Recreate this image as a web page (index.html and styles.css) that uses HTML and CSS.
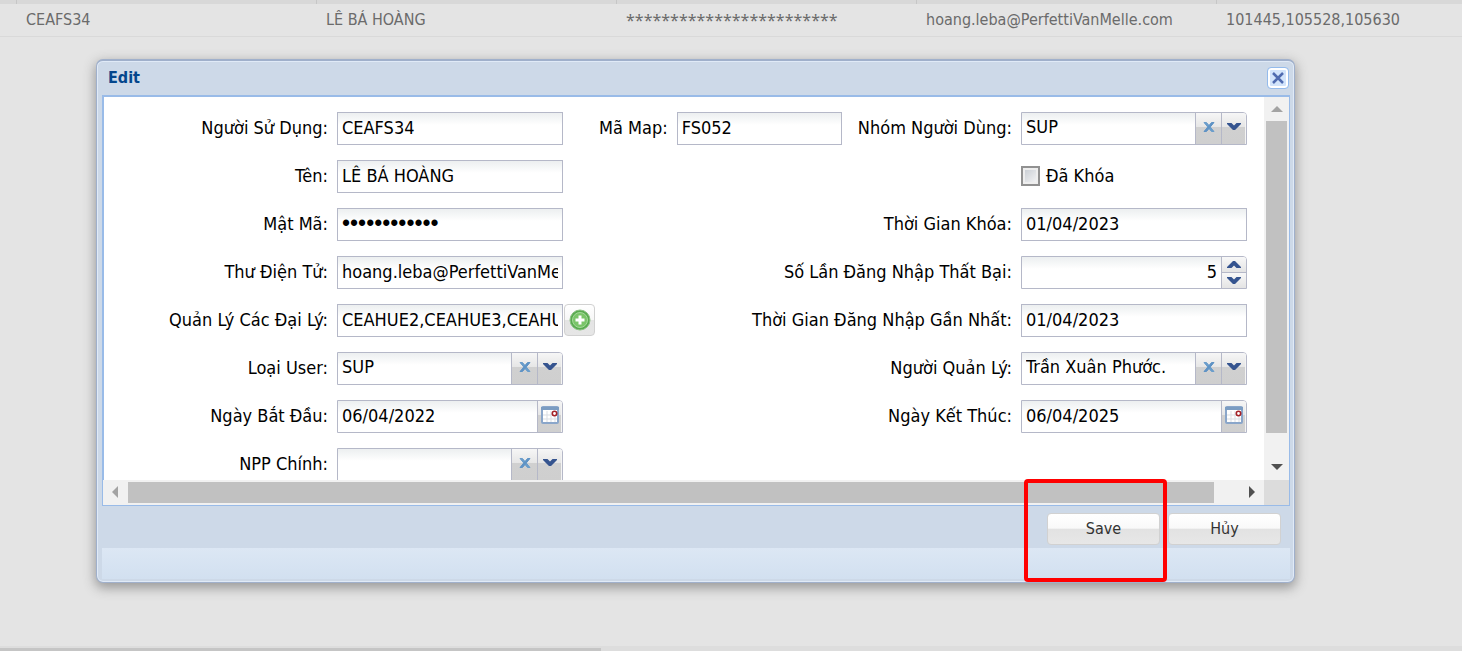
FILE: index.html
```html
<!DOCTYPE html>
<html lang="vi">
<head>
<meta charset="utf-8">
<title>Edit</title>
<link rel="stylesheet" href="styles.css">
</head>
<body>
<svg class="sprite" aria-hidden="true">
  <symbol id="i-clear" viewBox="0 0 12 12"><path d="M1 1.500h2.500L11 10.500H8.500z" fill="#6a9dcb" stroke="#6a9dcb"/><path d="M11 1.500H8.500L1 10.500h2.500z" fill="#5f93c5" stroke="#5f93c5"/></symbol>
  <symbol id="i-down" viewBox="0 0 14 9"><path d="M0 1h4.500L7 3.500 9.500 1H14v1L8 8H6L0 2z" fill="#35548f"/></symbol>
  <symbol id="i-up" viewBox="0 0 14 9"><path d="M0 8h4.500L7 5.500 9.500 8H14V7L8 1H6L0 7z" fill="#35548f"/></symbol>
  <symbol id="i-cal" viewBox="0 0 18 18"><rect x="1" y="1" width="16" height="16" rx="1" fill="#fff" stroke="#8aa6ca" stroke-width="2"/><path d="M0 1h18v3H0z" fill="#7b9cc2"/><path d="M6 5v11M10 5v11M14 5v11M2 9h14M2 13h14" stroke="#d9dde3"/><circle cx="13.500" cy="7.500" r="2.200" fill="#fff" stroke="#a52228" stroke-width="1.600"/></symbol>
</svg>
<main class="page">
  <table class="grid">
    <colgroup><col class="c-edge"><col class="c-data"><col class="c-data"><col class="c-data"><col class="c-data"><col></colgroup>
    <thead><tr><th></th><th></th><th></th><th></th><th></th><th></th></tr></thead>
    <tbody><tr><td></td><td>CEAFS34</td><td>LÊ BÁ HOÀNG</td><td class="masked">************************</td><td>hoang.leba@PerfettiVanMelle.com</td><td>101445,105528,105630</td></tr></tbody>
  </table>

  <section class="window" role="dialog" aria-labelledby="title">
    <header class="head">
      <h1 id="title">Edit</h1>
      <button class="close" type="button" aria-label="Close"><svg viewBox="0 0 14 14" width="14" height="14"><path d="M2 2l10 10M12 2L2 12" stroke="#4f6bb0" stroke-width="2.500"/></svg></button>
    </header>
    <div class="body">
      <form class="form">
        <div class="row">
          <div class="field left"><label for="user">Người Sử Dụng:</label><div class="control"><input id="user" type="text" value="CEAFS34"></div></div>
          <div class="field map"><label for="map">Mã Map:</label><div class="control short"><input id="map" type="text" value="FS052"></div></div>
          <div class="field right"><label for="group">Nhóm Người Dùng:</label><div class="control"><select id="group"><option>SUP</option></select><button class="trig" type="button" aria-label="Clear"><svg class="x"><use href="#i-clear"/></svg></button><button class="trig last" type="button" aria-label="Open"><svg class="v"><use href="#i-down"/></svg></button></div></div>
        </div>
        <div class="row">
          <div class="field left"><label for="name">Tên:</label><div class="control"><input id="name" type="text" value="LÊ BÁ HOÀNG"></div></div>
          <div class="field right"><div class="control check"><input id="locked" type="checkbox"><label for="locked">Đã Khóa</label></div></div>
        </div>
        <div class="row">
          <div class="field left"><label for="pass">Mật Mã:</label><div class="control"><input id="pass" type="password" value="abcdefghijkl"></div></div>
          <div class="field right"><label for="lockdate">Thời Gian Khóa:</label><div class="control"><input id="lockdate" type="text" value="01/04/2023"></div></div>
        </div>
        <div class="row">
          <div class="field left"><label for="mail">Thư Điện Tử:</label><div class="control"><input id="mail" type="text" value="hoang.leba@PerfettiVanMelle.com"></div></div>
          <div class="field right"><label for="fails">Số Lần Đăng Nhập Thất Bại:</label><div class="control"><input id="fails" type="number" value="5"><div class="spin"><button type="button" aria-label="Up"><svg class="v"><use href="#i-up"/></svg></button><button type="button" aria-label="Down"><svg class="v"><use href="#i-down"/></svg></button></div></div></div>
        </div>
        <div class="row">
          <div class="field left"><label for="agents">Quản Lý Các Đại Lý:</label><div class="control"><input id="agents" type="text" value="CEAHUE2,CEAHUE3,CEAHUE4"></div></div>
          <button class="add" type="button" aria-label="Add"><svg viewBox="0 0 22 22" width="22" height="22"><circle cx="11" cy="11" r="10" fill="#58ab4e" stroke="#8cc184" stroke-width="1"/><circle cx="11" cy="11" r="7.500" fill="#7ac569" stroke="#a5d99a"/><path d="M11 6.500v9M6.500 11h9" stroke="#fff" stroke-width="3"/></svg></button>
          <div class="field right"><label for="lastlogin">Thời Gian Đăng Nhập Gần Nhất:</label><div class="control"><input id="lastlogin" type="text" value="01/04/2023"></div></div>
        </div>
        <div class="row">
          <div class="field left"><label for="type">Loại User:</label><div class="control"><select id="type"><option>SUP</option></select><button class="trig" type="button" aria-label="Clear"><svg class="x"><use href="#i-clear"/></svg></button><button class="trig last" type="button" aria-label="Open"><svg class="v"><use href="#i-down"/></svg></button></div></div>
          <div class="field right"><label for="manager">Người Quản Lý:</label><div class="control"><select id="manager"><option>Trần Xuân Phước.</option></select><button class="trig" type="button" aria-label="Clear"><svg class="x"><use href="#i-clear"/></svg></button><button class="trig last" type="button" aria-label="Open"><svg class="v"><use href="#i-down"/></svg></button></div></div>
        </div>
        <div class="row">
          <div class="field left"><label for="start">Ngày Bắt Đầu:</label><div class="control"><input id="start" type="text" value="06/04/2022"><button class="trig last" type="button" aria-label="Calendar"><svg class="cal"><use href="#i-cal"/></svg></button></div></div>
          <div class="field right"><label for="end">Ngày Kết Thúc:</label><div class="control"><input id="end" type="text" value="06/04/2025"><button class="trig last" type="button" aria-label="Calendar"><svg class="cal"><use href="#i-cal"/></svg></button></div></div>
        </div>
        <div class="row">
          <div class="field left"><label for="npp">NPP Chính:</label><div class="control"><select id="npp"><option></option></select><button class="trig" type="button" aria-label="Clear"><svg class="x"><use href="#i-clear"/></svg></button><button class="trig last" type="button" aria-label="Open"><svg class="v"><use href="#i-down"/></svg></button></div></div>
        </div>
      </form>
      <div class="vbar">
        <svg width="12" height="6" viewBox="0 0 12 6"><path d="M0 6l6-6 6 6z" fill="#a3a3a3"/></svg>
        <div class="thumb"></div>
        <svg width="12" height="6" viewBox="0 0 12 6"><path d="M0 0l6 6 6-6z" fill="#505050"/></svg>
      </div>
      <div class="hbar">
        <svg width="6" height="12" viewBox="0 0 6 12"><path d="M6 0L0 6l6 6z" fill="#a3a3a3"/></svg>
        <div class="thumb"></div>
        <svg width="6" height="12" viewBox="0 0 6 12"><path d="M0 0l6 6-6 6z" fill="#505050"/></svg>
      </div>
      <div class="corner"></div>
    </div>
    <footer class="actions">
      <button type="button">Save</button>
      <button type="button">Hủy</button>
    </footer>
    <div class="status"></div>
    <div class="highlight"></div>
  </section>

  <div class="pagebar"><div></div></div>
</main>
</body>
</html>
```
FILE: styles.css
```css
* { box-sizing: border-box; }
body {
  margin: 0;
  background: #e4e4e4;
  color: #000;
  font: 18px/20px "DejaVu Sans Condensed", "Noto Sans", sans-serif;
}
input, select, button { font: inherit; color: inherit; margin: 0; }
button { padding: 0; border: 0; display: flex; align-items: center; justify-content: center; }
svg { display: block; flex: none; }
.sprite { position: absolute; width: 0; height: 0; }
.page { min-height: 100vh; display: flex; flex-direction: column; overflow: hidden; }

.grid { width: 100%; table-layout: fixed; border-collapse: collapse; color: #6b6b6b; font-size: 16px; }
.grid .masked { font-family: "Noto Sans", sans-serif; }
.c-edge { width: 16px; }
.c-data { width: 300px; }
.grid th { height: 4px; padding: 0; background: #d8d8d8; border-right: 1px solid #c6c6c6; }
.grid th:last-child { border-right: 0; }
.grid td { height: 32px; padding: 0 10px; white-space: nowrap; border-bottom: 1px solid #d9d9d9; }
.grid td:first-child { padding: 0; }

.window {
  position: relative;
  margin: 22px 167px 0 96px;
  padding: 0 4px 3px 5px;
  background: #cdd9e8;
  border: 1px solid #a0b0cb;
  border-top-width: 2px;
  border-radius: 7px;
  box-shadow: inset 0 0 0 1px #e0eaf7, 0 4px 12px 1px #999;
}
.head { display: flex; align-items: center; justify-content: space-between; height: 34px; padding-left: 6px; }
.head h1 { margin: 0; font-size: 16px; line-height: 20px; color: #04468c; }
.close {
  width: 22px; height: 22px; margin-right: 1px;
  border: 1px solid #94bbec; border-radius: 4px;
  background: #d2e4fb; box-shadow: inset 0 0 0 2px #fff;
}
.body {
  display: grid;
  grid-template: auto 25px / minmax(0, 1fr) 25px;
  background: #fff;
  border: 1px solid #99bbe8;
  border-top-width: 2px;
}
.form {
  height: 383px; overflow: hidden;
  padding: 15px 17px 0 1px;
  border-left: 1px solid #99bbe8;
  display: flex; flex-direction: column; gap: 15px;
}
.row { display: flex; flex: none; height: 33px; align-items: center; }
.field { display: flex; align-items: center; gap: 9px; white-space: nowrap; }
.left > label { width: 223px; text-align: right; }
.map { margin-left: 36px; }
.right { margin-left: auto; }
.control { display: flex; width: 226px; height: 33px; border: 1px solid #b5b8c8; overflow: hidden; }
.control:has(.last, .spin) { border-top-right-radius: 4px; }
.short { width: 165px; }
.control > input, .control > select {
  flex: 1; min-width: 0; width: 100%; height: 31px;
  padding: 0 4px 2px; border: 0; border-radius: 0; outline: 0; appearance: none;
  background: linear-gradient(#eceff0, #fff 12px);
}
.control > input[type="password"] { font-family: "Liberation Sans", sans-serif; font-size: 23px; }
.control > input[type="number"] { text-align: right; appearance: textfield; }
input[type="number"]::-webkit-inner-spin-button { appearance: none; }
.check { border: 0; align-items: center; gap: 6px; }
.control > input[type="checkbox"] {
  flex: none; width: 19px; height: 20px; padding: 0;
  border: 2px solid #919191; box-shadow: inset 0 0 0 2px #eee;
  background: linear-gradient(135deg, #c4c9d0, #f8f8f8);
}
.trig {
  flex: none; width: 26px; height: 31px; padding-bottom: 3px;
  border-left: 1px solid #b5b8c8;
  background: linear-gradient(#f6f6f6, #e6e6e6 45%, #d0d0d0 46%, #cfcfcf);
}
.last, .spin { width: 25px; box-shadow: inset -1px 0 #f4f4f4; }
.x { width: 12px; height: 12px; }
.v { width: 14px; height: 9px; }
.cal { width: 18px; height: 18px; }
.spin { display: grid; grid-template-rows: 15px 16px; border-left: 1px solid #b5b8c8; }
.spin button { background: linear-gradient(#f8f8f8, #e4e4e4); }
.spin button + button { border-top: 1px solid #b5b8c8; }
.add {
  width: 31px; height: 32px; margin-left: 1px;
  border: 1px solid #d1d1d1; border-radius: 4px;
  background: linear-gradient(#fff, #f7f7f7 50%, #e4e4e4 51%, #e6e6e6);
}

.vbar, .hbar { display: flex; align-items: center; background: #f1f1f1; }
.vbar { flex-direction: column; padding: 9px 0 10px; }
.vbar .thumb { width: 21px; flex: none; height: 312px; margin: 9px 0 auto; background: #c1c1c1; }
.hbar { padding: 0 9px; }
.hbar .thumb { height: 21px; flex: 1; margin: 0 35px 0 10px; background: #c1c1c1; }
.corner { background: #dcdcdc; }

.actions { display: flex; justify-content: flex-end; gap: 8px; padding: 7px 9px 3px; }
.actions button {
  width: 113px; height: 32px;
  border: 1px solid #d1d1d1; border-radius: 4px;
  color: #333; font-size: 16px;
  background: linear-gradient(#fff, #f9f9f9 48%, #e2e2e2 49%, #e7e7e7);
}
.status { height: 31px; background: linear-gradient(#dce7f4, #d2e0f0); }
.highlight {
  position: absolute; right: 127px; bottom: 0;
  width: 143px; height: 103px;
  border: 4px solid #f00; border-radius: 4px; pointer-events: none;
}

.pagebar { margin-top: auto; padding-top: 2px; background: #ddd; }
.pagebar div { width: 601px; height: 3px; background: #c5c5c5; }
```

◇ ◇ ◇ ◇ ◇

Your task » Show each line of the listing that holds the string "index".

Task result »
Recreate this image as a web page (index.html and styles.css) that uses HTML and CSS.
FILE: index.html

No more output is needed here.